Other helpful things include discussing one’s previous experiences with their healthcare team. This can help anticipate the aspects of the procedures that may be difficult for someone and work out a plan with them.

According to a 2015 study, modifying the hospital environment can alleviate a patient’s stress by providing possibilities for social support, a sense of control, and positive distraction.

Below are some frequently asked questions.

How do I get over hospital anxiety?

There are many ways to get over hospital anxiety. It may include coping strategies such as deep breathing and mental imagery. Some may need mental health treatments such as CBT.

Why do people have anxiety at a hospital?

A past negative or traumatic experience may cause a person to have hospital anxiety. Other possible causes include the following:

  • exposure to false or misleading ideas about hospitals and healthcare
  • lack of knowledge about the condition and what to expect
  • hypersensitivity to pain
  • prolonged stress

Does being in a hospital cause anxiety?

Being in a hospital setting may cause anxiety for a variety of reasons, such as a past traumatic event. The environment itself can also trigger anxiety, especially if it is unfamiliar, does not offer sufficient privacy, or exposes a person to seemingly strange instruments.

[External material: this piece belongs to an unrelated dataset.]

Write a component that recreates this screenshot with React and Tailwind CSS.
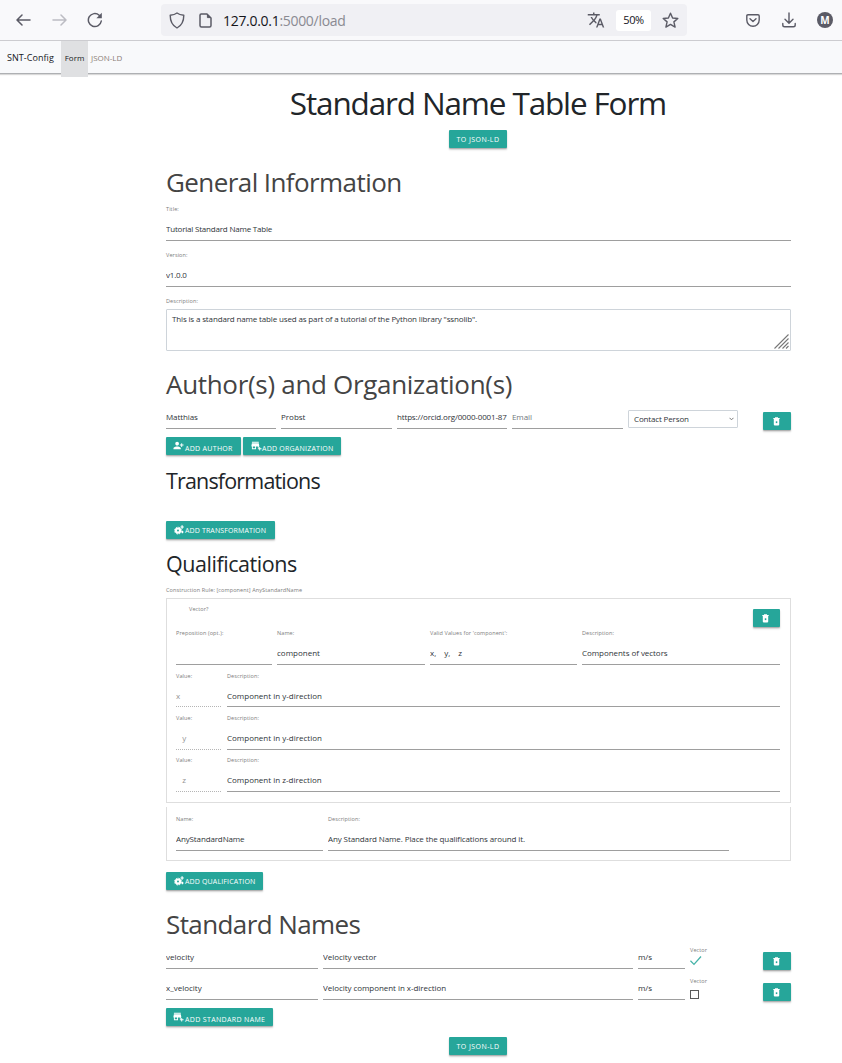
import React from "react";
import { MdPersonAdd, MdAddBusiness, MdTranslate } from "react-icons/md";

const button =
  "flex h-[18px] shrink-0 items-center rounded-[1px] bg-[#26a69a] text-[7px] leading-[18px] text-white whitespace-nowrap shadow-[0_1px_1px_rgba(0,0,0,0.2),0_2px_2px_rgba(0,0,0,0.16)]";
const label = "block whitespace-nowrap text-[5.5px] text-[#7c7c7c] tracking-[0.1px]";
const value = "overflow-hidden whitespace-pre border-b border-[#9e9e9e] text-[8px] text-[#2f3439]";

function Field({ title, text, className = "", valueClass = "tracking-[-0.05px]" }) {
  return (
    <div className={className}>
      <span className={label + " h-[18px] leading-[18px]"}>{title}</span>
      <div className={value + " h-[23px] leading-[22px] " + valueClass}>{text}</div>
    </div>
  );
}

function Input({ text, className = "" }) {
  return <div className={value + " h-[23px] leading-[22px] " + className}>{text}</div>;
}

function Trash({ className = "w-[28px]" }) {
  return (
    <button className={button + " justify-center " + className}>
      <svg className="-ml-0.5" width="7" height="9" viewBox="0 0 7 9">
        <path d="M0.3 1H2V0.3H5V1H6.7V2H0.3Z" fill="#fff" />
        <path d="M0.8 2H6.2V7.6Q6.2 8.6 5.2 8.6H1.8Q0.8 8.6 0.8 7.6Z" fill="#fff" />
        <rect x="2.8" y="4.3" width="1.5" height="1.8" fill="#26a69a" />
      </svg>
    </button>
  );
}

function GearIcon() {
  return (
    <svg className="mr-px shrink-0" width="10" height="10" viewBox="0 0 10 10" fill="none" stroke="#fff">
      <circle cx="4" cy="5.6" r="2.1" strokeWidth="2.2" />
      <circle cx="4" cy="5.6" r="3.4" strokeWidth="1" strokeDasharray="1.6 1.07" />
      <path d="M8.1 0.3V3.7M6.4 2H9.8M8.4 5.8V8.2M7.2 7H9.6" strokeWidth="1.2" />
    </svg>
  );
}

function JsonButton({ className = "" }) {
  return (
    <button className={button + " mr-px w-[58px] justify-center self-center pt-0.5 tracking-[0.45px] " + className}>
      TO JSON-LD
    </button>
  );
}

function SectionTitle({ className = "", children }) {
  return (
    <h2 className={"h-[36px] whitespace-nowrap text-[26px] leading-[36px] text-[#444] " + className}>{children}</h2>
  );
}

function ValueRow({ name, text, labelClass, valueClass }) {
  return (
    <div className="flex gap-[6px]">
      <div className="w-[45px]">
        <span className={label + " " + labelClass}>Value:</span>
        <div className={"whitespace-pre border-b border-dotted border-[#b5b5b5] text-[8px] text-[#949494] " + valueClass}>
          {name}
        </div>
      </div>
      <div className="w-[553px]">
        <span className={label + " " + labelClass}>Description:</span>
        <div className={value + " " + valueClass}>{text}</div>
      </div>
    </div>
  );
}

function NameRow({ name, description, checked }) {
  return (
    <div className="flex h-[31px] gap-[5px] pt-1">
      <Input className="w-[152px]" text={name} />
      <Input className="w-[310px] tracking-[-0.05px]" text={description} />
      <Input className="w-[47px] tracking-[-0.1px]" text="m/s" />
      <div className="w-[68px]">
        <span className={label + " h-[8px] leading-[8px]"}>Vector</span>
        {checked ? (
          <svg className="mt-px" width="12" height="11" viewBox="0 0 12 11" fill="none" stroke="#45b3a8" strokeWidth="1.3">
            <path d="M0.4 5.8 L4 9.4 L11 1.5" />
          </svg>
        ) : (
          <div className="mt-[5px] h-[9px] w-[9px] border border-[#5a5a5a]" />
        )}
      </div>
      <div className="pt-[6px]">
        <Trash />
      </div>
    </div>
  );
}

function BrowserBar() {
  return (
    <header className="flex h-[41px] items-center border-b border-[#ccccd0] bg-[#f9f9fb] text-[#5b5b66]">
      <svg className="ml-[16px]" width="15" height="14" viewBox="0 0 15 14" fill="none" stroke="#5b5b66" strokeWidth="1.5">
        <path d="M14 7H1.2M6 2L1 7L6 12" strokeLinejoin="round" strokeLinecap="round" />
      </svg>
      <svg className="ml-[21px]" width="15" height="14" viewBox="0 0 15 14" fill="none" stroke="#bcbcc3" strokeWidth="1.5">
        <path d="M1 7H13.8M9 2L14 7L9 12" strokeLinejoin="round" strokeLinecap="round" />
      </svg>
      <svg className="ml-[20px]" width="16" height="16" viewBox="0 0 16 16" fill="none" stroke="#5b5b66" strokeWidth="1.5">
        <path d="M14.3 9A6.5 6.5 0 1 1 12.2 3.2L13.2 4.2" strokeLinecap="round" />
        <path d="M14.8 0.8V6.2H9.4Z" fill="#5b5b66" stroke="none" />
      </svg>
      <div className="ml-[58px] flex h-[32px] w-[526px] items-center rounded bg-[#f0f0f4]">
        <svg className="ml-[8px]" width="16" height="17" viewBox="0 0 16 17" fill="none" stroke="#5b5b66" strokeWidth="1.4">
          <path d="M8 1C9.8 2.4 12 3 14.8 3.3C14.8 9.5 12.7 13.6 8 16C3.3 13.6 1.2 9.5 1.2 3.3C4 3 6.2 2.4 8 1Z" strokeLinejoin="round" />
        </svg>
        <svg className="ml-[14px]" width="13" height="15" viewBox="0 0 13 15" fill="none" stroke="#5b5b66" strokeWidth="1.5">
          <path d="M2.2 1H8L12 5V12.5Q12 14 10.5 14H2.5Q1 14 1 12.5V2.2Q1 1 2.2 1Z" strokeLinejoin="round" />
          <path d="M8.4 1.5V4.6H11.5Z" fill="#5b5b66" strokeWidth="1" />
        </svg>
        <span className="ml-[11px] w-[364px] whitespace-nowrap pt-0.5 text-[14px] leading-[18px] text-[#8a8a92] tracking-[-0.3px]">
          <span className="text-[#15141a]">127.0.0.1</span>:5000/load
        </span>
        <MdTranslate size={18} className="shrink-0" />
        <span className="ml-[11px] flex h-[21px] w-[35px] shrink-0 items-center justify-center rounded-[3px] bg-white pt-px text-[11px] text-[#15141a] tracking-[-0.4px]">
          50%
        </span>
        <svg className="ml-[11px] shrink-0" width="17" height="17" viewBox="0 0 17 17" fill="none" stroke="#5b5b66" strokeWidth="1.4">
          <path d="M8.5 1.2L10.6 6L15.8 6.5L11.9 9.9L13.1 15.1L8.5 12.4L3.9 15.1L5.1 9.9L1.2 6.5L6.4 6Z" strokeLinejoin="round" />
        </svg>
      </div>
      <svg className="ml-[59px]" width="14" height="13" viewBox="0 0 14 13" fill="none" stroke="#5b5b66" strokeWidth="1.4" strokeLinecap="round" strokeLinejoin="round">
        <path d="M2 0.8H12Q13.2 0.8 13.2 2V6A6.2 6.2 0 0 1 0.8 6V2Q0.8 0.8 2 0.8Z" />
        <path d="M4 4.8L7 7.6L10 4.8" />
      </svg>
      <svg className="ml-[22px]" width="14" height="16" viewBox="0 0 14 16" fill="none" stroke="#5b5b66" strokeWidth="1.4" strokeLinecap="round" strokeLinejoin="round">
        <path d="M7 1V11M3 7.2L7 11.2L11 7.2M0.8 11.5V13Q0.8 14.8 2.6 14.8H11.4Q13.2 14.8 13.2 13V11.5" />
      </svg>
      <span className="ml-[21px] flex h-4 w-4 items-center justify-center rounded-full bg-[#5b5b66] text-[10px] font-bold text-white">
        M
      </span>
    </header>
  );
}

export default function App() {
  return (
    <div className="h-[1063px] w-[842px] overflow-hidden bg-white font-['Open_Sans','Noto_Sans',sans-serif]">
      <BrowserBar />
      <nav className="flex h-[33px] border-b border-[#aeb0b3] bg-[#f8f9fb] leading-[33px] shadow-[0_1px_1px_rgba(0,0,0,0.15)]">
        <span className="ml-[7px] w-[54px] whitespace-nowrap text-[9px] text-[#16181b] tracking-[0.05px]">SNT-Config</span>
        <span className="h-[36px] w-[27px] bg-[#dfe0e2] text-center text-[8px] text-[#16181b]">Form</span>
        <span className="ml-[3px] text-[8px] text-[#8b7f78] tracking-[0px]">JSON-LD</span>
      </nav>
      <main className="ml-[166px] flex w-[625px] flex-col">
        <h1 className="h-[56px] whitespace-nowrap pr-px text-center text-[31.5px] leading-[57px] text-[#212529] tracking-[-1.15px]">
          Standard Name Table Form
        </h1>
        <JsonButton />

        <SectionTitle className="mt-4 tracking-[-0.58px]">General Information</SectionTitle>
        <Field title="Title:" text="Tutorial Standard Name Table" valueClass="tracking-[-0.2px]" />
        <Field className="mt-[5px]" title="Version:" text="v1.0.0" valueClass="tracking-[-0.2px]" />
        <span className={label + " mt-[5px] h-[17px] leading-[18px]"}>Description:</span>
        <div className="flex h-[42px] justify-between rounded-[1px] border border-[#ced4da] pl-[5px] text-[8px] leading-[18px] text-[#2f3439]">
          <span className="whitespace-nowrap tracking-[-0.145px]">
            This is a standard name table used as part of a tutorial of the Python library "ssnolib".
          </span>
          <svg className="mr-px mb-px self-end" width="15" height="15" viewBox="0 0 15 15" stroke="#777" strokeWidth="1.1">
            <path d="M0.5 14.5L14.5 0.5M4.5 14.5L14.5 4.5M8.5 14.5L14.5 8.5M12 14.5L14.5 12" />
          </svg>
        </div>

        <SectionTitle className="mt-[15px] tracking-[-0.31px]">Author(s) and Organization(s)</SectionTitle>
        <div className="flex h-[35px] gap-[5px] pt-1">
          <Input className="w-[110px] tracking-[-0.1px]" text="Matthias" />
          <Input className="w-[111px]" text="Probst" />
          <Input className="w-[110px] tracking-[-0.16px]" text="https://orcid.org/0000-0001-87" />
          <Input className="w-[111px] text-[#72777c] tracking-[-0.1px]" text="Email" />
          <div className="mt-1 flex h-[18px] w-[110px] items-center justify-between rounded-[1px] border border-[#ced4da] pr-[3px] pl-[5px] text-[8px] leading-[16px] text-[#2f3439] tracking-[-0.15px]">
            Contact Person
            <svg width="5" height="4" viewBox="0 0 5 4" fill="none" stroke="#777" strokeWidth="1">
              <path d="M0.5 0.8L2.5 2.8L4.5 0.8" />
            </svg>
          </div>
          <div className="ml-auto pt-[6px]">
            <Trash />
          </div>
        </div>
        <div className="flex gap-[2px]">
          <button className={button + " w-[75px] pl-[7px] tracking-[0.3px]"}>
            <MdPersonAdd size={11} className="mr-px -mt-0.5 -scale-x-100" />
            <span className="pt-[5px]">ADD AUTHOR</span>
          </button>
          <button className={button + " w-[98px] pl-[8px] tracking-[0.23px]"}>
            <MdAddBusiness size={11} className="-mt-0.5" />
            <span className="pt-[5px]">ADD ORGANIZATION</span>
          </button>
        </div>

        <h3 className="mt-[11px] h-7 text-[21.5px] leading-[30px] text-[#212529] tracking-[-0.83px]">Transformations</h3>
        <button className={button + " mt-[27px] w-[109px] pl-[8px] tracking-[0.13px]"}>
          <GearIcon />
          <span className="pt-0.5">ADD TRANSFORMATION</span>
        </button>

        <h3 className="mt-[10px] h-7 text-[21.5px] leading-[30px] text-[#212529] tracking-[-0.45px]">Qualifications</h3>
        <span className={label + " mt-1 h-[17px] leading-[18px]"}>Construction Rule: [component] AnyStandardName</span>

        <section className="h-[205px] border border-[#dedede] pr-[10px] pl-[9px]">
          <div className="flex h-[25px] justify-between">
            <span className={label + " ml-[13px] leading-[20px]"}>Vector?</span>
            <Trash className="mt-[10px] w-[27px]" />
          </div>
          <div className="flex gap-[5px]">
            <Field className="w-[96px]" title="Preposition (opt.):" text=" " />
            <Field className="w-[148px]" title="Name:" text="component" valueClass="tracking-[0px]" />
            <Field className="w-[147px]" title={"Valid Values for 'component':"} text="x,    y,    z" />
            <Field className="w-[198px]" title="Description:" text="Components of vectors" />
          </div>
          <ValueRow name="x" text="Component in y-direction" labelClass="h-[21px] leading-[22px]" valueClass="h-[21px] leading-[20px]" />
          <ValueRow name="   y" text="Component in y-direction" labelClass="h-[21px] leading-[22px]" valueClass="h-[22px] leading-[20px]" />
          <ValueRow name="   z" text="Component in z-direction" labelClass="h-[20px] leading-[20px]" valueClass="h-[22px] leading-[20px]" />
        </section>
        <section className="mt-1 flex h-[54px] gap-[5px] border-x border-b border-[#dedede] pt-[3px] pl-[9px]">
          <Field className="w-[147px]" title="Name:" text="AnyStandardName" valueClass="tracking-[-0.13px]" />
          <Field
            className="w-[401px]"
            title="Description:"
            text="Any Standard Name. Place the qualifications around it."
            valueClass="tracking-[-0.11px]"
          />
        </section>
        <button className={button + " mt-[11px] w-[97px] pl-[8px] tracking-[0.15px]"}>
          <GearIcon />
          <span className="pt-0.5">ADD QUALIFICATION</span>
        </button>

        <SectionTitle className="mt-4 tracking-[-0.6px]">Standard Names</SectionTitle>
        <NameRow name="velocity" description="Velocity vector" checked />
        <NameRow name="x_velocity" description="Velocity component in x-direction" />
        <button className={button + " mt-1 w-[107px] pl-[7px] tracking-[0.35px]"}>
          <MdAddBusiness size={11} className="mr-px -mt-0.5" />
          <span className="pt-[5px]">ADD STANDARD NAME</span>
        </button>
        <JsonButton className="mt-[11px]" />
      </main>
    </div>
  );
}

Is it normal to be scared of hospitals?

Many people are uncomfortable being in hospitals. However, a person with an intense, overwhelming fear of hospitals needs help if it hinders them from receiving treatment and other necessary medical care.

A person can discuss their fears with a family member, friend, or medical professional to determine the best way to manage their anxiety.

Hospital anxiety is an intense fear or anxiety about being in a hospital. Its symptoms can range from mild to severe and significantly affect a person’s daily functioning. It can prevent a person from receiving timely care, which makes it essential to recognize and address promptly.